:: PROVIDED MATERIAL

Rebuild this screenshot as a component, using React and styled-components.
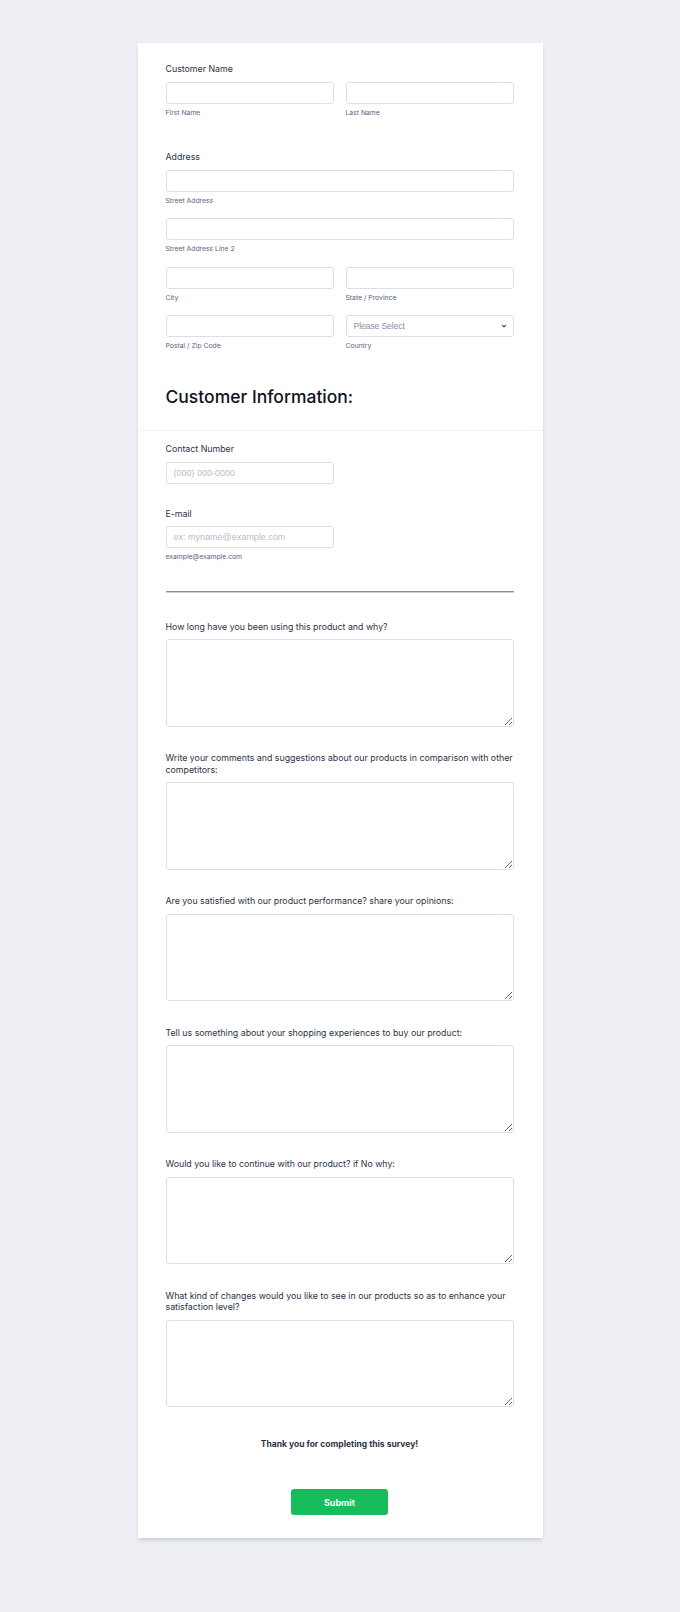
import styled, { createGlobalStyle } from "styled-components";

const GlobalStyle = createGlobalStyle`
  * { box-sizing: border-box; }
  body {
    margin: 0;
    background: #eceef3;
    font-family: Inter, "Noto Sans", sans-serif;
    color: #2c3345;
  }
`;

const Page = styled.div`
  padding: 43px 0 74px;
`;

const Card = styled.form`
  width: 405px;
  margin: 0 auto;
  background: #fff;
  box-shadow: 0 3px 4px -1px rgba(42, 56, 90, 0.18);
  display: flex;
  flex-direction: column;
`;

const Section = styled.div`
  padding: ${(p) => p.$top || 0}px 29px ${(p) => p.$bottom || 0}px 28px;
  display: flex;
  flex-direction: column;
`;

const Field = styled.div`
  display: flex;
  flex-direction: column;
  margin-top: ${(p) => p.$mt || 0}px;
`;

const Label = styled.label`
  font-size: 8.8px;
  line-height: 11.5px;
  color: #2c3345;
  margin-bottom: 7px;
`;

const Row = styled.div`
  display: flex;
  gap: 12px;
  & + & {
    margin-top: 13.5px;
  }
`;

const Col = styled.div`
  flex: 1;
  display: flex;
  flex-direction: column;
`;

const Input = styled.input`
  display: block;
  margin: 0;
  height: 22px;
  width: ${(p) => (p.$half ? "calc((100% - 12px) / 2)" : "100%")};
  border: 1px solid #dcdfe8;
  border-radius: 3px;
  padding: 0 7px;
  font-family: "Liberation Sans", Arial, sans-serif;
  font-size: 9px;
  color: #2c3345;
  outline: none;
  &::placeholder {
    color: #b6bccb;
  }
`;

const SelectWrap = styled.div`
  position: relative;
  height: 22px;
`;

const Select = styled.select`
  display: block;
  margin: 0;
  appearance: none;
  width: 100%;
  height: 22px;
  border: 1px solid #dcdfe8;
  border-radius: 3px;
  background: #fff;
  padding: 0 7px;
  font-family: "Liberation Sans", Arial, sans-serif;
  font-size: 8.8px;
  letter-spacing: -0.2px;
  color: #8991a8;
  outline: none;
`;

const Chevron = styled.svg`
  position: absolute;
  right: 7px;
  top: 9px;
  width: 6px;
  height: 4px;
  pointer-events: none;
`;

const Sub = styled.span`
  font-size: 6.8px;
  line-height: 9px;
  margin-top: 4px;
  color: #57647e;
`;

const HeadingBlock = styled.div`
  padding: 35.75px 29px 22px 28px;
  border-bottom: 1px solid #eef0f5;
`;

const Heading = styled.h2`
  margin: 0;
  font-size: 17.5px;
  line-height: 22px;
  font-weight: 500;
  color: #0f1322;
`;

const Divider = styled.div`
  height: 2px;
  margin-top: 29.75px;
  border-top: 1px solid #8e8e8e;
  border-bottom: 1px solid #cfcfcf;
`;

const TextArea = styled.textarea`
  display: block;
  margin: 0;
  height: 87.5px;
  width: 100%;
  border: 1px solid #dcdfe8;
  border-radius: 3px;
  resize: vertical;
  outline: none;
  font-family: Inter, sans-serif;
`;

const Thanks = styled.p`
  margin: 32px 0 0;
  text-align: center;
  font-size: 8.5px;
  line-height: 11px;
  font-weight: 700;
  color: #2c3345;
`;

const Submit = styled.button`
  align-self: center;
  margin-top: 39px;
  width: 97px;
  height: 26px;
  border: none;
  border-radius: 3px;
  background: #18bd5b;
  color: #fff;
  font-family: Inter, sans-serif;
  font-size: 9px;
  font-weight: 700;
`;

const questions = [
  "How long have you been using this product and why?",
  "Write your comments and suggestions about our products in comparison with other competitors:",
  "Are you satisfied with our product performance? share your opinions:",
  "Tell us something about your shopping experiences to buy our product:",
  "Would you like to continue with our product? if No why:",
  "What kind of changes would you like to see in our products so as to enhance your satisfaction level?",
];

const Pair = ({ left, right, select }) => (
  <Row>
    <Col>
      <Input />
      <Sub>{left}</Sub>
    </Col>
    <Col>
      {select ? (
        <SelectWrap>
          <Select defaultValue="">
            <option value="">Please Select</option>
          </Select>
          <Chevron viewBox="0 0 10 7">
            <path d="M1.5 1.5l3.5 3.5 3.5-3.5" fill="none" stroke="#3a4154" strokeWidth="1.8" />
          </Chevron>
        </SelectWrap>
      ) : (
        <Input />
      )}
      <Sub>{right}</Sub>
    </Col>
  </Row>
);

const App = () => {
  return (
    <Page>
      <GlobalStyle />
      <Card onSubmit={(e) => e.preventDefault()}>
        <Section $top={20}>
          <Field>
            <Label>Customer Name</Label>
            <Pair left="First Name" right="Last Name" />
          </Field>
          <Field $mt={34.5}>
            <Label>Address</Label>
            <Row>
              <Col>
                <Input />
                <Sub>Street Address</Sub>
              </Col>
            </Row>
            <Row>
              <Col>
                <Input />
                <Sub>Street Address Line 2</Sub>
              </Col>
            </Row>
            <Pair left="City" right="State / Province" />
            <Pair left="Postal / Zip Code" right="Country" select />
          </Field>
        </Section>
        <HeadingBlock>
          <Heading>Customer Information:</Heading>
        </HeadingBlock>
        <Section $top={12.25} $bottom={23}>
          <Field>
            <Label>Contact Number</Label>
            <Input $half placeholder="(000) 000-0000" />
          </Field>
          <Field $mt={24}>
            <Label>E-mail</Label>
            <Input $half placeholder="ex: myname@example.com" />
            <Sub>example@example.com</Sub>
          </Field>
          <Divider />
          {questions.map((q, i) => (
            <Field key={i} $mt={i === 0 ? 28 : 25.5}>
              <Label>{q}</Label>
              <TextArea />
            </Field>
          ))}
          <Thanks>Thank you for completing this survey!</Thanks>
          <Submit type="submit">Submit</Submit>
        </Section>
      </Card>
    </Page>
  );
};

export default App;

::::

▶ [YOUR OBJECTIVE]
Pick out each line that holds the string "using".

▶ [RESPONSE TO THIS TASK]
Rebuild this screenshot as a component, using React and styled-components.
  "How long have you been using this product and why?",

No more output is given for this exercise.